- Origin: Tehran, Iran
- Genres: Persian pop; Persian rock; Persian jazz; R&B; electropop;
- Instruments: Brass instrument; Saxophone; Clarinet; Piano; Keyboards; Electronic instruments; Percussion;
- Years active: 2018–present
- Labels: Radio Javan (Internet); Avaye Barbod; Avaye Honar;
- Members: Dariush Salehpur; Alireza Miragha; Soroush Omoumi; Amir Mohammadi;
- Website: www.zarbofoot.com

= Zarbofoot =

Iranian band

Zarbofoot (ضرب و فوت, also Romanized as "Zarb-o-Foot" or "Zarb-o-Fūt", /fa/) is an Iranian musical band who has been active since 2017.
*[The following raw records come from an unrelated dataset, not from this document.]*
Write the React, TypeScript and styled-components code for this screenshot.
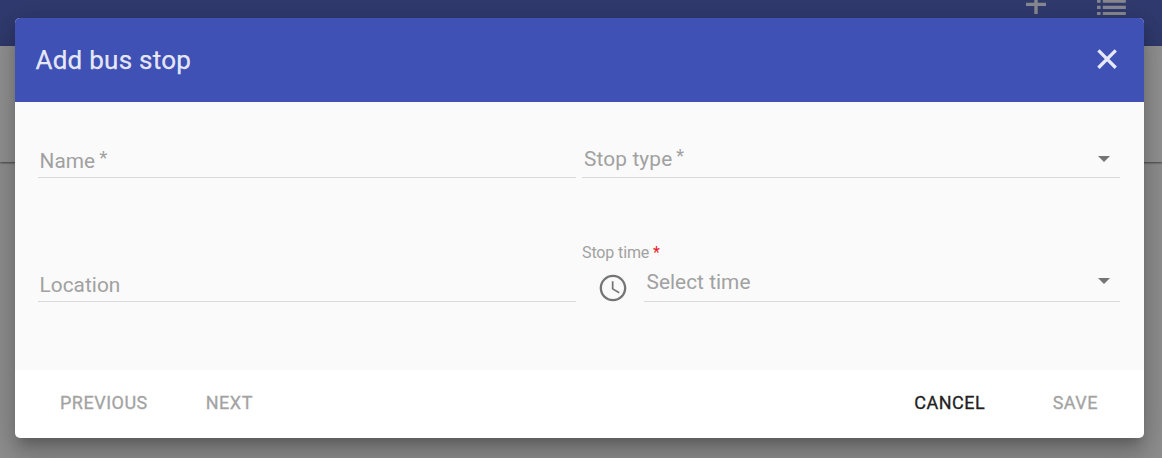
import React from 'react';
import styled, { createGlobalStyle } from 'styled-components';

const GlobalStyle = createGlobalStyle`
  *, *::before, *::after { box-sizing: border-box; }
  body {
    margin: 0;
    overflow: hidden;
    font-family: Roboto, 'Liberation Sans', sans-serif;
    background: #fafafa;
  }
`;

const Page = styled.div`
  position: relative;
  height: 458px;
  overflow: hidden;
  background: #f4f4f4;
`;

const Toolbar = styled.header`
  display: flex;
  justify-content: flex-end;
  gap: 50px;
  height: 46px;
  padding-right: 36px;
  background: #3f51b5;
`;

const Panel = styled.section`
  height: 116px;
  background: #fafafa;
  box-shadow: 0 1px 2px rgba(0, 0, 0, 0.6);
`;

const Overlay = styled.div`
  position: absolute;
  inset: 0;
  display: flex;
  padding: 18px 18px 20px 15px;
  background: rgba(33, 33, 33, 0.48);
`;

const Dialog = styled.div`
  display: flex;
  flex: 1;
  flex-direction: column;
  border-radius: 5px;
  background: #fff;
  box-shadow:
    0 9px 10px -5px rgba(0, 0, 0, 0.2),
    0 17px 25px 3px rgba(0, 0, 0, 0.14),
    0 6px 31px 5px rgba(0, 0, 0, 0.12);
`;

const DialogHeader = styled.div`
  display: flex;
  align-items: center;
  justify-content: space-between;
  height: 84px;
  padding: 0 20.5px 0 20.5px;
  border-radius: 5px 5px 0 0;
  color: rgba(255, 255, 255, 0.87);
  background: #3f51b5;
`;

const Title = styled.h2`
  margin: 0;
  font-size: 26px;
  font-weight: 400;
  letter-spacing: 0.25px;
  -webkit-text-stroke: 0.25px currentColor;
`;

const CloseButton = styled.button`
  display: flex;
  padding: 0 0 2px;
  border: 0;
  color: inherit;
  background: none;
`;

const Form = styled.div`
  display: grid;
  grid-template-columns: 1fr 1fr;
  grid-template-rows: 76px 124px;
  column-gap: 6px;
  flex: 1;
  padding: 0 24px 0 23px;
  background: #fafafa;
`;

const Field = styled.div<{ $lift: number; $inset?: number; $track?: number }>`
  display: flex;
  flex: 1;
  align-items: flex-end;
  justify-content: space-between;
  align-self: end;
  height: 40px;
  padding: 0 2px ${(p) => p.$lift}px ${(p) => p.$inset ?? 1.5}px;
  border-bottom: 1px solid #d9d9d9;
  color: #a1a1a1;
  font-size: 20.8px;
  line-height: 24px;
  letter-spacing: ${(p) => p.$track ?? 0.05}px;
`;

const Star = styled.span<{ $size: number; $rise: number }>`
  font-size: ${(p) => p.$size}px;
  line-height: 0;
  margin-left: 4px;
  vertical-align: ${(p) => p.$rise}px;
`;

const Arrow = styled.span<{ $drop: number }>`
  margin: 0 8px ${(p) => p.$drop}px 0;
  border: 6.5px solid transparent;
  border-top-color: #757575;
  border-bottom: 0;
`;

const TimeField = styled.div`
  display: flex;
  flex-direction: column;
  justify-content: flex-end;
`;

const TimeLabel = styled.label`
  font-size: 16px;
  line-height: 18px;
  letter-spacing: -0.12px;
  color: #a1a1a1;
`;

const Required = styled.span`
  color: #e8202a;
`;

const TimeRow = styled.div`
  display: flex;
  align-items: flex-end;
`;

const Clock = styled.svg`
  margin: 0 15px -2px;
`;

const Actions = styled.div`
  display: flex;
  align-items: center;
  height: 68px;
  padding: 0 46px 3px 45px;
`;

const Spacer = styled.div`
  flex: 1;
`;

const Action = styled.button<{ $active?: boolean; $gap?: number }>`
  margin: 0 ${(p) => p.$gap ?? 0}px 0 0;
  padding: 0;
  border: 0;
  background: none;
  font: 400 18px/20px Roboto, 'Liberation Sans', sans-serif;
  letter-spacing: 0.5px;
  -webkit-text-stroke: 0.3px currentColor;
  color: ${(p) => (p.$active ? '#212121' : '#a3a3a3')};
`;

export default function App() {
  return (
    <>
      <GlobalStyle />
      <Page>
        <Toolbar>
          <svg width="20" height="16" viewBox="0 0 20 16" fill="#fff" fillOpacity="0.87">
            <path d="M0 2.700h8.300V0h3.400v2.700H20v3.300h-8.300V14H8.300V6H0z" />
          </svg>
          <svg width="30" height="16" viewBox="0 0 30 16" fill="#fff" fillOpacity="0.87">
            <path d="M1 0h3.600v2.700H1zM6.800 0h23v2.700h-23zM1 5.800h3.600v3.100H1zM6.800 5.800h23v3.100h-23zM1 12h3.600v3H1zM6.800 12h23v3h-23z" />
          </svg>
        </Toolbar>
        <Panel />
        <Overlay>
          <Dialog>
            <DialogHeader>
              <Title>Add bus stop</Title>
              <CloseButton aria-label="Close">
                <svg width="33" height="33" viewBox="0 0 24 24" fill="none" stroke="currentColor" strokeWidth="2.400">
                  <path d="M5.400 5.400L18 18M18 5.400L5.400 18" />
                </svg>
              </CloseButton>
            </DialogHeader>
            <Form>
              <Field $lift={4}>
                <span>Name<Star $size={19} $rise={4}>*</Star></span>
              </Field>
              <Field $lift={6} $inset={2} $track={0.15}>
                <span>Stop type<Star $size={18} $rise={4.5}>*</Star></span>
                <Arrow $drop={9} />
              </Field>
              <Field $lift={4}>
                <span>Location</span>
              </Field>
              <TimeField>
                <TimeLabel>
                  Stop time <Required>*</Required>
                </TimeLabel>
                <TimeRow>
                  <Clock width="32" height="32" viewBox="0 0 24 24" fill="#757575">
                    <path d="M11.990 2C6.470 2 2 6.480 2 12s4.470 10 9.990 10C17.520 22 22 17.520 22 12S17.520 2 11.990 2zM12 20.250c-4.560 0-8.250-3.690-8.250-8.250s3.690-8.250 8.250-8.250 8.250 3.690 8.250 8.250-3.690 8.250-8.250 8.250z" />
                    <path d="M12.400 7H11.100v6l5.250 3.150.65-1.130-4.600-2.720z" />
                  </Clock>
                  <Field $lift={7} $inset={2.5} $track={0.05}>
                    <span>Select time</span>
                    <Arrow $drop={10} />
                  </Field>
                </TimeRow>
              </TimeField>
            </Form>
            <Actions>
              <Action $gap={58}>PREVIOUS</Action>
              <Action>NEXT</Action>
              <Spacer />
              <Action $active $gap={67.5}>CANCEL</Action>
              <Action>SAVE</Action>
            </Actions>
          </Dialog>
        </Overlay>
      </Page>
    </>
  );
}
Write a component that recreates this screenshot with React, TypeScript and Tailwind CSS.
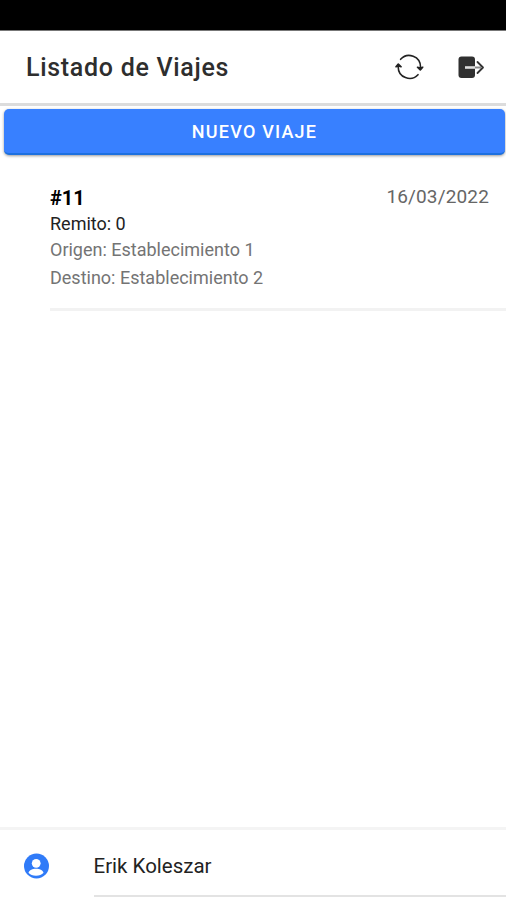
import React from 'react';

const trips = [
  {
    id: 11,
    remito: 0,
    origin: 'Establecimiento 1',
    destination: 'Establecimiento 2',
    date: '16/03/2022'
  }
];

const SyncIcon: React.FC = () => (
  <svg width="30" height="30" viewBox="0 0 30 30" fill="none" stroke="#222" strokeWidth="1.6" strokeLinecap="round" strokeLinejoin="round">
    <path d="M6.600 7.300A11.400 11.400 0 0 1 26.500 15v2" />
    <path d="M24 22.700A11.400 11.400 0 0 1 4.200 15v-2" />
    <path d="M2 14.800l2.300-2.800 2.800 2.800-2.600-.8zM23.500 15.200l2.800 2.800 2.400-2.800-2.300.8z" fill="#222" />
  </svg>
);

const ExitIcon: React.FC = () => (
  <svg width="28" height="24" viewBox="0 0 28 24" fill="none">
    <rect x="1.500" y="1.500" width="16.500" height="21.500" rx="3" fill="#303030" />
    <path d="M8 12.500h10" stroke="#dedede" strokeWidth="2.600" />
    <path d="M18 12.500h6" stroke="#888" strokeWidth="2" />
    <path d="M20.500 7l5.500 5.500-5.500 5.500" stroke="#333" strokeWidth="1.800" strokeLinecap="round" strokeLinejoin="round" />
  </svg>
);

const UserIcon: React.FC = () => (
  <svg width="26" height="26" viewBox="0 0 26 26">
    <circle cx="12.500" cy="13" r="12.500" fill="#307bf8" />
    <circle cx="12.200" cy="10.300" r="4.400" fill="#fff" />
    <path d="M4.500 19.700c.8-2.900 4-4 7.500-4s6.700 1.100 7.500 4c-1.600 2-4.300 3-7.500 3s-5.900-1-7.500-3z" fill="#fff" />
  </svg>
);

export default function App() {
  return (
    <div className="flex h-[900px] w-[506px] flex-col overflow-hidden bg-white font-['Roboto',sans-serif]">
      <div className="h-[30px] shrink-0 bg-black"></div>
      <header className="flex h-[76px] shrink-0 items-center border-t border-t-[#777] border-b-3 border-b-[#dcdcdc] pr-[21px] pl-[26px]">
        <h1 className="flex-1 pt-0.5 text-[25px] leading-8 font-medium tracking-[0.7px] text-[#2e2e2e]">Listado de Viajes</h1>
        <button className="mr-[33px]" aria-label="Actualizar">
          <SyncIcon />
        </button>
        <button aria-label="Salir">
          <ExitIcon />
        </button>
      </header>

      <main className="flex-1">
        <div className="pt-[3px] pr-px pl-1">
          <button className="h-[46px] w-full rounded-[5px] border-b-2 border-[#1d70df] bg-[#3880ff] text-[18px] font-medium tracking-[1.2px] text-white shadow-[0_1px_3px_rgba(0,0,0,0.4)]">
            NUEVO VIAJE
          </button>
        </div>
        {trips.map((trip) => (
          <div key={trip.id} className="mt-[29px] ml-[50px] flex h-[127px] justify-between border-b-3 border-[#f2f2f2] pr-[17px]">
            <div className="text-[18px]">
              <h2 className="text-[20px] leading-7 font-bold text-black">#{trip.id}</h2>
              <h3 className="leading-6 text-[#222]">Remito: {trip.remito}</h3>
              <p className="leading-[28px] text-[#747474]">Origen: {trip.origin}</p>
              <p className="leading-[28px] text-[#747474]">Destino: {trip.destination}</p>
            </div>
            <span className="text-[19px] leading-[26px] tracking-[0.15px] text-[#666]">{trip.date}</span>
          </div>
        ))}
      </main>

      <footer className="flex h-[73px] shrink-0 border-t-3 border-[#f4f4f4] pl-6">
        <div className="mt-[23px] w-[69.500px]">
          <UserIcon />
        </div>
        <div className="h-[67px] flex-1 border-b-2 border-[#e3e3e3] text-[20.500px] leading-[72px] text-[#222]">Erik Koleszar</div>
      </footer>
    </div>
  );
}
== Professional activity ==
Zarbofoot was formed by Dariush Salehpour and Amir Mohammadi in the spring of 2017 and was joined later by the other members, including Reza Tajbakhsh.
The band comprises a spectrum of wind instruments and electronic music with a touch of jazz and impromptu performance. The themes of the band's music are mostly worldwide and social.
Zarbofoot gave its debut concert on 1 December 2018, at Niavaran Cultural House, on the occasion of World AIDS Day with the collaboration of the United Nations and UNAIDS in Iran, which was an electrojazz performance.

=== Band's name ===
The name "Zarbofoot" (zarb + -o- + foot) is in fact an exaggerated Persian equivalent for the English words, "saxophone" and "beat".

=== Members ===
Zarbofoot has five main players:
- Dariush Salehpur (b. 1980), electronic instruments
- Reza Tajbakhsh (b. 1981), piano
- Alireza Miragha (b. 1979), trumpet
- Soroush Omoumi (b. 1988), flute and percussion
- Amir Mohammadi (b. 1986), saxophone and clarinet

=== Collaborations ===
The band has collaborated with some famous singers, among them: Salar Aghili, Mohsen Yeganeh, Homayoun Shajarian, Farzad Farzin, and Benyamin Bahadori.

== Works ==

- Plastic Garden (Album), released 14 November 2019
- "Walking in the Rain", electrojazz, 2017
- "Plastic garden", electrojazz, 2018

The album and both songs' composer, arranger, and mixer are Dariush Salehpour.